AFWA Member, Jill Mitchell, CIA, is an Associate Professor of Accounting at Northern Virginia Community College, and mom to an 11 year old son. We recently asked Jill a few questions about how she manages career and family.
AFWA: Does your son know what you do for a living?
JM: My son knows that I teach, and recently he asked if he could “sit in” on one of my classes.
AFWA: Does he understand why it’s important for you to work?
JM: Yes, my mother worked to pay for my education when I was a child. I saw how hard she worked just so that I could have the best possible experience. My son knows that I am doing the same for him. He knows that the reason he attends a school that meets his learning needs and is able to participate in sports and go to sports camps is because I work.
AFWA: How did becoming a mom affect your career path?
JM: I became a mother at the time my husband’s job transferred us to a new area. This provided me the opportunity to leave EY and stay home with our son. I didn’t stay home long before I looked into teaching at night at a community college as an adjunct. A full time opportunity was available, and a dean encouraged me to apply, as he had a similar Big 4 background and young children. I’m forever grateful for the change in my career path which provides me with the opportunity to inspire introductory accounting students to consider careers in accounting and help them achieve their academic and career goals.
AFWA: Have you ever felt resistance in the workplace as a mom?
JM: I have been fortunate to work for organizations that support working mothers. Although, I will say that maternity leave policies have influenced our decision not to grow our family.
AFWA: What professional advice would you give new moms today?
JM: I recommend that new mothers talk with their employers early on about their needs, and re-assure the employer that they will always meet their expectations as well.
AFWA: Sometimes motherhood and work collide – what’s the funniest thing that’s ever happened to you?
JM: One time when my son was three years old, I had an informal meeting with a colleague at the college and due to scheduling, I had to bring him along. As I was talking to my colleague, I look over and I see that my son (who had brought a book about trains) was sitting on the floor of the lobby with one of the college students and they were having a very serious conversation about steam engines. It was pretty cute.
AFWA: What’s your greatest challenge as a working mom?

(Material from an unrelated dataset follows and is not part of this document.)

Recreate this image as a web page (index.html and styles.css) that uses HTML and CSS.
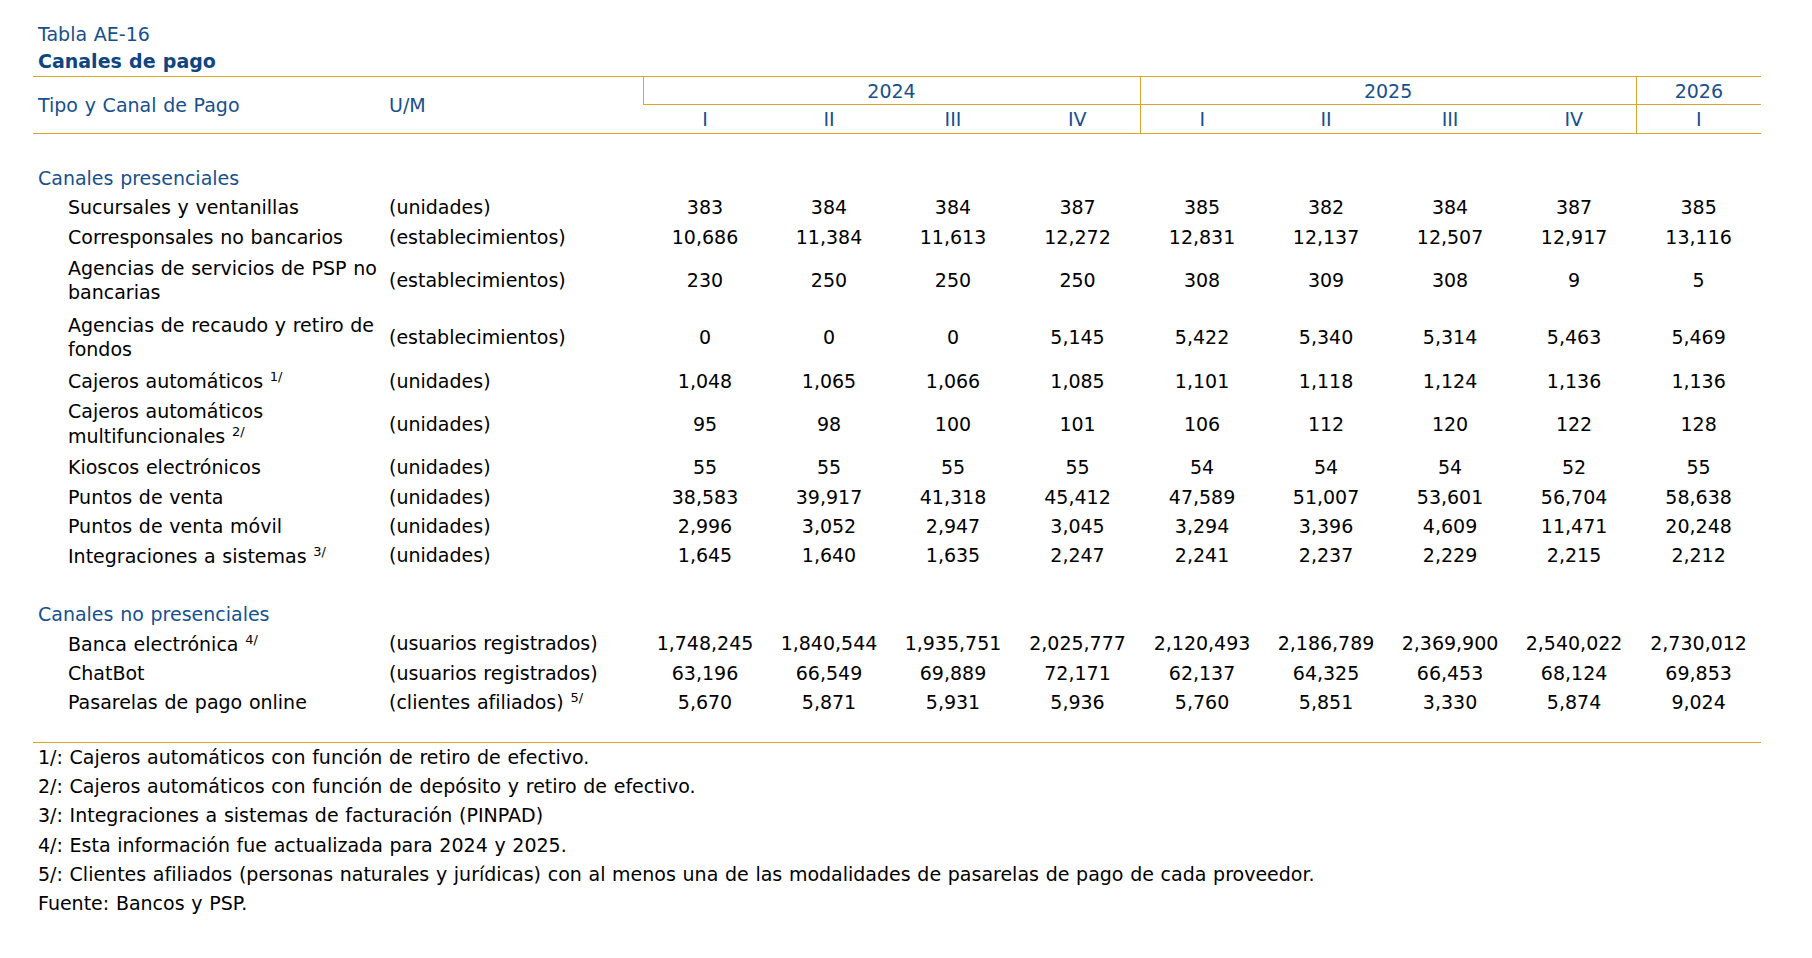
FILE: index.html
```html
<!DOCTYPE html>
<html lang="es">
<head>
<meta charset="utf-8">
<title>Tabla AE-16 Canales de pago</title>
<link rel="stylesheet" href="styles.css">
</head>
<body>
<div class="page">
  <div class="title">
    <div class="t-num">Tabla AE-16</div>
    <div class="t-name">Canales de pago</div>
  </div>
  <table class="data">
    <colgroup>
      <col class="c-lbl"><col class="c-um">
      <col class="c-q"><col class="c-q"><col class="c-q"><col class="c-q5">
      <col class="c-q"><col class="c-q"><col class="c-q"><col class="c-q">
      <col class="c-q5">
    </colgroup>
    <thead>
      <tr class="h1">
        <th rowspan="2" class="lbl">Tipo y Canal de Pago</th>
        <th rowspan="2" class="um">U/M</th>
        <th colspan="4" class="yr gs">2024</th>
        <th colspan="4" class="yr gs">2025</th>
        <th class="yr gs">2026</th>
      </tr>
      <tr class="h2">
        <th>I</th><th>II</th><th>III</th><th>IV</th>
        <th class="gs">I</th><th>II</th><th>III</th><th>IV</th>
        <th class="gs">I</th>
      </tr>
    </thead>
    <tbody>
      <tr class="s"><td colspan="11"></td></tr>
      <tr class="s"><td colspan="11" class="sec">Canales presenciales</td></tr>
      <tr class="s"><td class="item">Sucursales y ventanillas</td><td class="unit">(unidades)</td><td>383</td><td>384</td><td>384</td><td>387</td><td>385</td><td>382</td><td>384</td><td>387</td><td>385</td></tr>
      <tr class="s"><td class="item">Corresponsales no bancarios</td><td class="unit">(establecimientos)</td><td>10,686</td><td>11,384</td><td>11,613</td><td>12,272</td><td>12,831</td><td>12,137</td><td>12,507</td><td>12,917</td><td>13,116</td></tr>
      <tr class="d"><td class="item">Agencias de servicios de PSP no<br>bancarias</td><td class="unit">(establecimientos)</td><td>230</td><td>250</td><td>250</td><td>250</td><td>308</td><td>309</td><td>308</td><td>9</td><td>5</td></tr>
      <tr class="d"><td class="item">Agencias de recaudo y retiro de<br>fondos</td><td class="unit">(establecimientos)</td><td>0</td><td>0</td><td>0</td><td>5,145</td><td>5,422</td><td>5,340</td><td>5,314</td><td>5,463</td><td>5,469</td></tr>
      <tr class="s"><td class="item">Cajeros automáticos <sup>1/</sup></td><td class="unit">(unidades)</td><td>1,048</td><td>1,065</td><td>1,066</td><td>1,085</td><td>1,101</td><td>1,118</td><td>1,124</td><td>1,136</td><td>1,136</td></tr>
      <tr class="d m"><td class="item">Cajeros automáticos<br>multifuncionales <sup>2/</sup></td><td class="unit">(unidades)</td><td>95</td><td>98</td><td>100</td><td>101</td><td>106</td><td>112</td><td>120</td><td>122</td><td>128</td></tr>
      <tr class="s"><td class="item">Kioscos electrónicos</td><td class="unit">(unidades)</td><td>55</td><td>55</td><td>55</td><td>55</td><td>54</td><td>54</td><td>54</td><td>52</td><td>55</td></tr>
      <tr class="s"><td class="item">Puntos de venta</td><td class="unit">(unidades)</td><td>38,583</td><td>39,917</td><td>41,318</td><td>45,412</td><td>47,589</td><td>51,007</td><td>53,601</td><td>56,704</td><td>58,638</td></tr>
      <tr class="s"><td class="item">Puntos de venta móvil</td><td class="unit">(unidades)</td><td>2,996</td><td>3,052</td><td>2,947</td><td>3,045</td><td>3,294</td><td>3,396</td><td>4,609</td><td>11,471</td><td>20,248</td></tr>
      <tr class="s"><td class="item">Integraciones a sistemas <sup>3/</sup></td><td class="unit">(unidades)</td><td>1,645</td><td>1,640</td><td>1,635</td><td>2,247</td><td>2,241</td><td>2,237</td><td>2,229</td><td>2,215</td><td>2,212</td></tr>
      <tr class="s"><td colspan="11"></td></tr>
      <tr class="s"><td colspan="11" class="sec">Canales no presenciales</td></tr>
      <tr class="s"><td class="item">Banca electrónica <sup>4/</sup></td><td class="unit">(usuarios registrados)</td><td>1,748,245</td><td>1,840,544</td><td>1,935,751</td><td>2,025,777</td><td>2,120,493</td><td>2,186,789</td><td>2,369,900</td><td>2,540,022</td><td>2,730,012</td></tr>
      <tr class="s"><td class="item">ChatBot</td><td class="unit">(usuarios registrados)</td><td>63,196</td><td>66,549</td><td>69,889</td><td>72,171</td><td>62,137</td><td>64,325</td><td>66,453</td><td>68,124</td><td>69,853</td></tr>
      <tr class="s"><td class="item">Pasarelas de pago online</td><td class="unit">(clientes afiliados) <sup>5/</sup></td><td>5,670</td><td>5,871</td><td>5,931</td><td>5,936</td><td>5,760</td><td>5,851</td><td>3,330</td><td>5,874</td><td>9,024</td></tr>
      <tr class="e"><td colspan="11"></td></tr>
    </tbody>
  </table>
  <div class="notes">
    <p>1/: Cajeros automáticos con función de retiro de efectivo.</p>
    <p>2/: Cajeros automáticos con función de depósito y retiro de efectivo.</p>
    <p>3/: Integraciones a sistemas de facturación (PINPAD)</p>
    <p>4/: Esta información fue actualizada para 2024 y 2025.</p>
    <p>5/: Clientes afiliados (personas naturales y jurídicas) con al menos una de las modalidades de pasarelas de pago de cada proveedor.</p>
    <p>Fuente: Bancos y PSP.</p>
  </div>
</div>
</body>
</html>
```

FILE: styles.css
```css
html, body {
  margin: 0;
  padding: 0;
  background: #ffffff;
}

body {
  font-family: "DejaVu Sans", Verdana, sans-serif;
  font-size: 19px;
  line-height: 24px;
  word-spacing: 0.65px;
  color: #000000;
}

.page {
  padding: 21px 0 0 33px;
  width: 1728px;
}

.title {
  padding-left: 5px;
  color: #17508e;
  line-height: 27px;
}

.t-name {
  font-weight: bold;
  color: #0f4580;
}

.data {
  width: 1728px;
  table-layout: fixed;
  border-collapse: collapse;
  margin-top: 1px;
}

.c-lbl { width: 351px; }
.c-um { width: 259px; }
.c-q { width: 124px; }
.c-q5 { width: 125px; }

.data th {
  font-weight: normal;
  color: #17508e;
  padding: 0;
  text-align: center;
  vertical-align: middle;
  border-bottom: 1px solid #dca52a;
}

.data .h1 th {
  border-top: 1px solid #dca52a;
  height: 27px;
}

.data .h2 th {
  height: 28px;
}

.data th.lbl,
.data th.um {
  text-align: left;
  padding-left: 5px;
}

.data th.gs {
  border-left: 1px solid #dca52a;
}

.data td {
  padding: 0;
  text-align: center;
  vertical-align: middle;
  white-space: nowrap;
}

.data tr.s td { height: 29.33px; }
.data tr.d td { height: 57.33px; }
.data tr.e td { height: 25px; }

.data td.sec {
  text-align: left;
  padding-left: 5px;
  color: #17508e;
}

.data td.item {
  text-align: left;
  padding-left: 35px;
}

.data td.unit {
  text-align: left;
  padding-left: 5px;
}

sup {
  font-size: 13px;
  line-height: 17px;
  vertical-align: 7px;
}

.notes {
  border-top: 1px solid #dca52a;
  padding-left: 5px;
}

.notes p {
  margin: 0;
  line-height: 29.33px;
}
```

JM: The greatest challenge is scheduling. As children get older the scheduling issues change. You no longer need daycare or a babysitter, but there are more activities that require parents to have flexibility to get the children where they need to be. With the flexibility comes the necessity to check email and do work at home, in the car, while the child is at sports practice, etc. Children have to understand why their mother has to do those things.
AFWA: What do you know now that you wish you had known when your son was first born?
JM: As accountants, we are usually planners. I had a spreadsheet with my career mapped out, along with what school my son would attend as that would drive our home search. Life can’t always be planned! You are better off understanding the needs of your child and letting those needs dictate your plans.
AFWA: As a working mom, how do you do it all? Share your secret!
JM: The ability to share calendars! I used to be “old school” and kept a paper calendar. In a new role at work, I was responsible for knowing my supervisor’s calendar at all times, so I switched to the online calendar. Now, I share every appointment, meeting, sports class, drop off/pick up times, with my husband and even parents. Since I don’t’ have a typical 8-5 job, my schedule is not always consistent. Staying organized helps me do it all (and I don’t do it all alone… my husband is extremely supportive and I couldn’t do it without him).
AFWA: What’s one thing you want others to know about your feelings toward working while raising a family?
JM: Do what’s important to you. I love my job which makes it easy for me to spend time away from my family. Also, I only volunteer for initiatives that I believe will help further my students’ careers or help my son grow and develop. When you’re working, you have to be selective on how you spend your time so that you can integrate work into your family life, so be sure you’re spending that “free” time doing what is important to you.
AFWA: Finally and just for fun, what’s your least favorite household chore – or maybe your favorite?
JM: I would always rather clean than cook!